Modeled in the form of a heavy-set, jovial person, or person of repute, Toby mugs and Toby jugs have existed since the 1760s. The first Tobies, made in the form of a jovial, stout man dressed in the attire of the period, wearing a tri-corn hat, puffing on a pipe, and holding a mug of ale (stingo), are referred to as "Ordinary Tobies." Toby “Jugs” are used for pouring; Toby “mugs” are used for drinking. The determining feature between the two is the top rim. If the opening has a spout, it’s a jug; if not, it’s a mug.
The creator of the first Toby jug is unknown, but most attribute it to either potter John Astbury or Thomas Wheildon. The origin of the term also remains unsettled. One possibility is that the form was named after the character of Sir Toby Belch in Shakespeare's play, “Twelfth Night” (an intoxicated, jovial man). Another theory states it was named after a notorious eighteenth-century Yorkshire sot, Henry Elwes, who was known as "Toby Fillpot" (or Philpot). Another theory ties in the real possibility that a popular English drinking song, "The Brown Jug," which paid tribute to Toby Fillpot, is the source of the name. The popular Brown Jug verses were first published in 1761, the same era as the appearance of Toby jugs.
No matter the creator, Toby jugs caught the popular attention of late eighteenth-century England, with early jugs created by such well known potters as Ralph Wood I and II, Enoch Wood, Thomas Hollins, and William Pratt, as well as the aforementioned Astbury and Wheildon - all potters working in Staffordshire, Leeds, and Portobello areas of England.
Toby jugs soon became common pouring vessels at local pubs and taverns. The jugs were filled from barrels of stingo (a strong alcoholic brew) and the tri-corn removable crown served as a cup. Toby jug production grew throughout the nineteenth century with the creation of many new humorous depictions of fictional and historical figures. Today, collectors use the name “Toby” to describe all types of figural jugs. A true Toby has the sculpted form of a full seated or standing figure. The close cousin to the Toby jug is the Character jug, which features only the head and shoulders of a character.
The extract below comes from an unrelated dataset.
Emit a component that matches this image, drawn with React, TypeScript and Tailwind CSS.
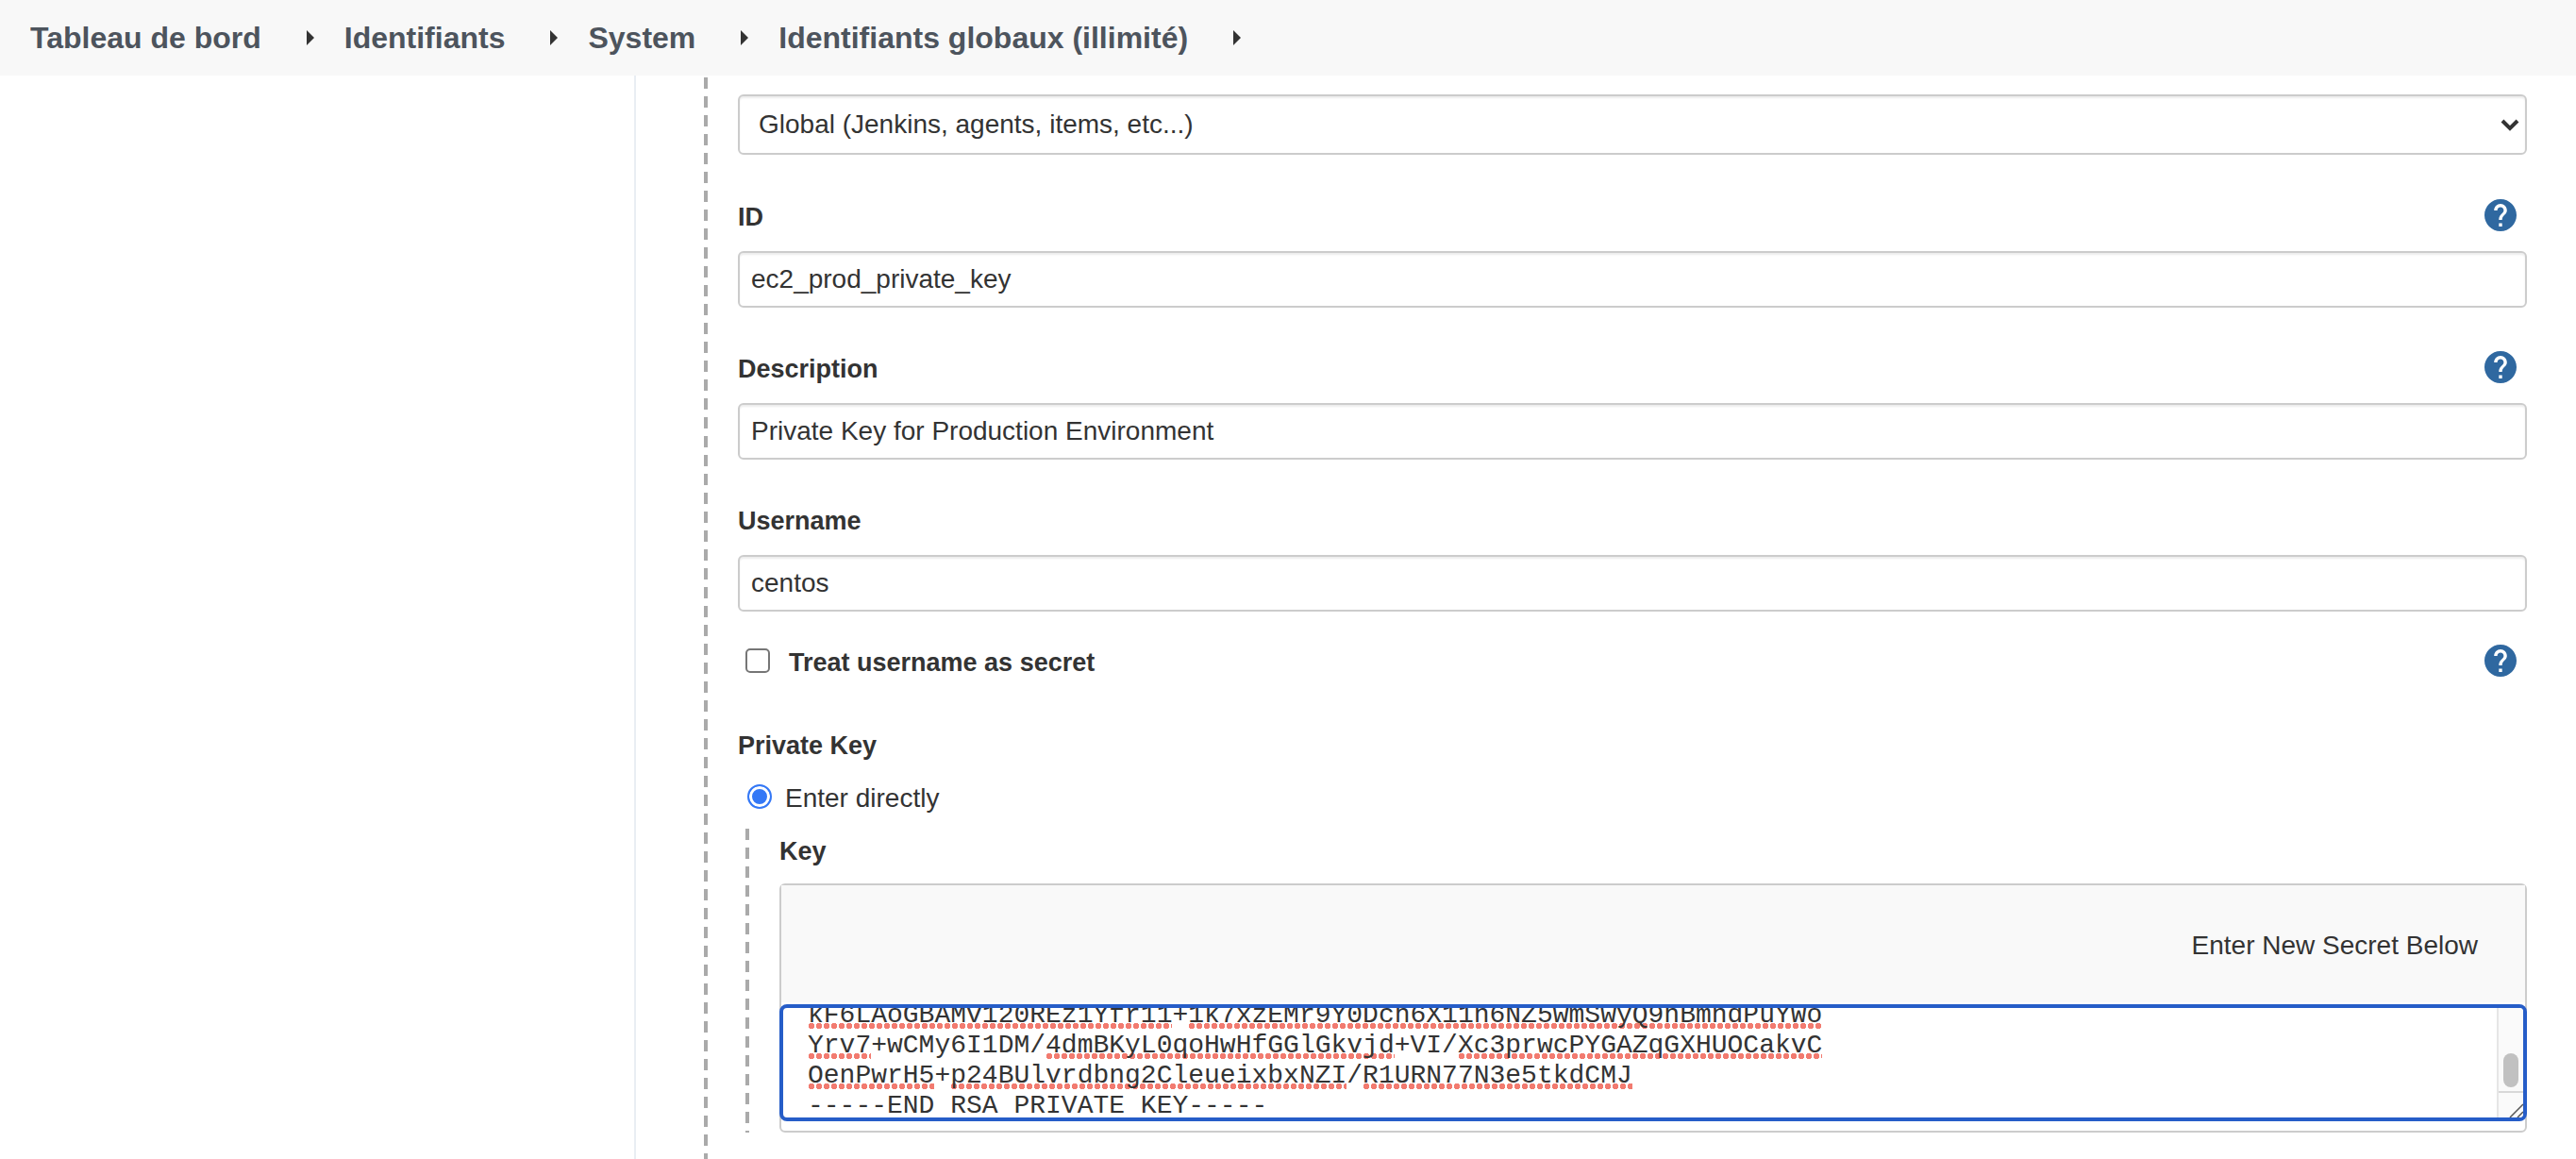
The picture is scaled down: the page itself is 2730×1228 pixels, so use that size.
import { useEffect, useRef, type ReactNode } from "react";

const crumbs = ["Tableau de bord", "Identifiants", "System", "Identifiants globaux (illimité)"];

const keyLines = [
  "kF6LAoGBAMv120REz1Yfr11+1k7xzEMr9Y0Dch6X11n6NZ5wmSwyQ9hBmndPuYWo",
  "Yrv7+wCMy6I1DM/4dmBKyL0qoHwHfGGlGkvjd+VI/Xc3prwcPYGAZqGXHUOCakvC",
  "OenPwrH5+p24BUlvrdbng2CleueixbxNZI/R1URN77N3e5tkdCMJ",
  "-----END RSA PRIVATE KEY-----",
];

// Misspelled runs per line, as [start column, length].
const misspelled: [number, number][][] = [
  [[0, 23], [24, 40]],
  [[0, 4], [15, 22], [41, 23]],
  [[0, 8], [9, 25], [35, 17]],
  [],
];

function HelpButton({ topic }: { topic: string }) {
  return (
    <button type="button" aria-label={`Aide : ${topic}`} className="mr-2.5 flex size-9 items-center justify-center">
      <svg viewBox="2 2 20 20" className="size-[34px] fill-[#2f68a0]" aria-hidden="true">
        <path d="M12 2C6.48 2 2 6.48 2 12s4.48 10 10 10 10-4.48 10-10S17.52 2 12 2zm1 17h-2v-2h2v2zm2.07-7.75l-.9.92C13.45 12.9 13 13.5 13 15h-2v-.5c0-1.1.45-2.1 1.17-2.83l1.24-1.26c.37-.36.59-.86.59-1.41 0-1.1-.9-2-2-2s-2 .9-2 2H8c0-2.21 1.79-4 4-4s4 1.79 4 4c0 .88-.36 1.68-.93 2.25z" />
      </svg>
    </button>
  );
}

function Strong({ children }: { children: ReactNode }) {
  return <span className="block pt-1 text-[27px] leading-9 font-bold">{children}</span>;
}

function TextField({ id, label, value, help }: { id: string; label: string; value: string; help?: boolean }) {
  return (
    <div>
      <div className="flex h-9 items-center justify-between">
        <label htmlFor={id}>
          <Strong>{label}</Strong>
        </label>
        {help && <HelpButton topic={label} />}
      </div>
      <input
        id={id}
        type="text"
        defaultValue={value}
        className="mt-5 block h-[60px] w-full rounded-md border-2 border-[#ccc] bg-white px-3 shadow-[inset_0_2px_2px_rgba(0,0,0,0.075)] outline-none"
      />
    </div>
  );
}

function DashedRule() {
  return (
    <div className="w-1 shrink-0 bg-[repeating-linear-gradient(to_bottom,#aaa_0_12px,transparent_12px_20px)]" />
  );
}

function SecretArea() {
  const area = useRef<HTMLTextAreaElement>(null);
  useEffect(() => {
    if (area.current) area.current.scrollTop = 8;
  }, []);
  return (
    <div className="relative flex h-[124px] overflow-hidden rounded-lg border-4 border-[#265dc8] bg-white">
      <div aria-hidden="true" className="absolute inset-x-[26px] top-0 -mt-2 font-['Liberation_Mono',monospace] leading-8">
        {misspelled.map((runs, row) => (
          <div key={row} className="relative h-8">
            {runs.map(([start, length]) => (
              <span
                key={start}
                className="absolute bottom-0.5 h-1.5 bg-[radial-gradient(circle_at_center,#f27b70_0_3px,transparent_3px)] bg-[length:8px_6px] bg-repeat-x"
                style={{ left: `${start}ch`, width: `${length}ch` }}
              />
            ))}
          </div>
        ))}
      </div>
      <textarea
        ref={area}
        id="key"
        spellCheck={false}
        defaultValue={keyLines.join("\n")}
        className="relative block h-full min-w-0 flex-1 resize-none overflow-hidden bg-transparent pl-[26px] font-['Liberation_Mono',monospace] leading-8 outline-none"
      />
      <div aria-hidden="true" className="relative flex w-7 shrink-0 flex-col border-l-2 border-[#e6e6e6] bg-[#fafafa]">
        <div className="flex flex-1 items-end justify-center border-b-2 border-[#d8d8d8] pb-1">
          <div className="h-9 w-4 rounded-full bg-[#c1c1c1]" />
        </div>
        <svg viewBox="0 0 26 26" className="h-[26px] w-full fill-none stroke-[#555] [stroke-width:1.5]">
          <path d="M12 26 26 12M20 26l6-6" />
        </svg>
      </div>
    </div>
  );
}

export default function App() {
  return (
    <div className="flex h-screen flex-col overflow-hidden bg-white font-['Liberation_Sans',Arial,sans-serif] text-[28px] leading-9 text-[#333]">
      <nav aria-label="Fil d'Ariane" className="flex h-20 shrink-0 items-center bg-[#f8f8f8] pl-8 text-[32px] font-bold text-[#4d545d]">
        {crumbs.map((crumb) => (
          <div key={crumb} className="flex items-center">
            <a href="#" className="mr-12">{crumb}</a>
            <svg viewBox="0 0 8 16" className="mr-8 h-4 w-2 fill-[#333]" aria-hidden="true">
              <path d="M0 0 8 8 0 16z" />
            </svg>
          </div>
        ))}
      </nav>
      <div className="flex min-h-0 flex-1">
        <aside className="w-[674px] shrink-0 border-r-2 border-[#e9eef3]" />
        <main className="flex min-w-0 flex-1 pr-[52px] pl-[72px]">
          <div className="flex pt-0.5">
            <DashedRule />
          </div>
          <form className="min-w-0 flex-1 pt-5 pl-8">
            <div className="relative">
              <select
                aria-label="Portée"
                className="block h-16 w-full appearance-none rounded-md border-2 border-[#ccc] bg-white px-5 shadow-[inset_0_2px_2px_rgba(0,0,0,0.075)] outline-none"
              >
                <option>Global (Jenkins, agents, items, etc...)</option>
              </select>
              <svg viewBox="0 0 20 14" className="pointer-events-none absolute top-[26px] right-2 h-3.5 w-5 fill-none stroke-[#333] [stroke-width:4]" aria-hidden="true">
                <path d="M2 2l8 8 8-8" />
              </svg>
            </div>

            <div className="mt-[46px] space-y-[45px]">
              <TextField id="cred-id" label="ID" value="ec2_prod_private_key" help />
              <TextField id="description" label="Description" value="Private Key for Production Environment" help />
              <TextField id="username" label="Username" value="centos" />
            </div>

            <div className="mt-[34px] flex h-9 items-center justify-between">
              <label className="flex items-center gap-5 pl-2">
                <input type="checkbox" className="size-[26px] appearance-none rounded-[5px] border-2 border-[#767676] bg-white" />
                <Strong>Treat username as secret</Strong>
              </label>
              <HelpButton topic="Treat username as secret" />
            </div>

            <fieldset className="mt-[52px]">
              <legend className="flex h-9 items-center"><Strong>Private Key</Strong></legend>
              <label className="mt-5 flex h-9 items-center gap-3.5 pl-2.5">
                <input
                  type="radio"
                  name="source"
                  defaultChecked
                  className="size-[26px] appearance-none rounded-full border-2 border-[#3478f6] bg-[#3478f6] shadow-[inset_0_0_0_3px_white]"
                />
                <span className="block pt-1">Enter directly</span>
              </label>
              <div className="mt-4 flex pl-2">
                <DashedRule />
                <div className="min-w-0 flex-1 pl-8">
                  <label htmlFor="key" className="flex h-[58px] items-start pt-0.5">
                    <Strong>Key</Strong>
                  </label>
                  <div className="rounded-md border-2 border-[#ccc]">
                    <div className="flex h-[124px] items-center justify-end bg-[#f9f9f9] pt-1 pr-[50px]">Enter New Secret Below</div>
                    <div className="-mx-0.5 mt-0.5 mb-2.5">
                      <SecretArea />
                    </div>
                  </div>
                </div>
              </div>
            </fieldset>
          </form>
        </main>
      </div>
    </div>
  );
}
In the early and late twentieth century, Toby and Character jugs were produced by more than 200 different companies, including Royal Doulton, Shorter and Son, Lancaster-Sandland, Royal Worcester, Kevin Francis, and Wedgwood & Co. in England. Toby-type jugs from other countries include French majolica figural jugs from Sarreguemines, Onnaing, Orchies, Fives-Lille, and Nimy Les Moines; and figural German jugs from Royal Bayreuth, Schafer and Vater, and Goebel. The United States and Australia also made significant contributions.
Most Toby jug manufacturers have discontinued production, as their popularity has ebbed during the twenty-first century. Today, there are only three companies still producing Character and Toby jugs. However, the whimsical fun of these pieces could mean that a resurgence in their popularity is just around the corner!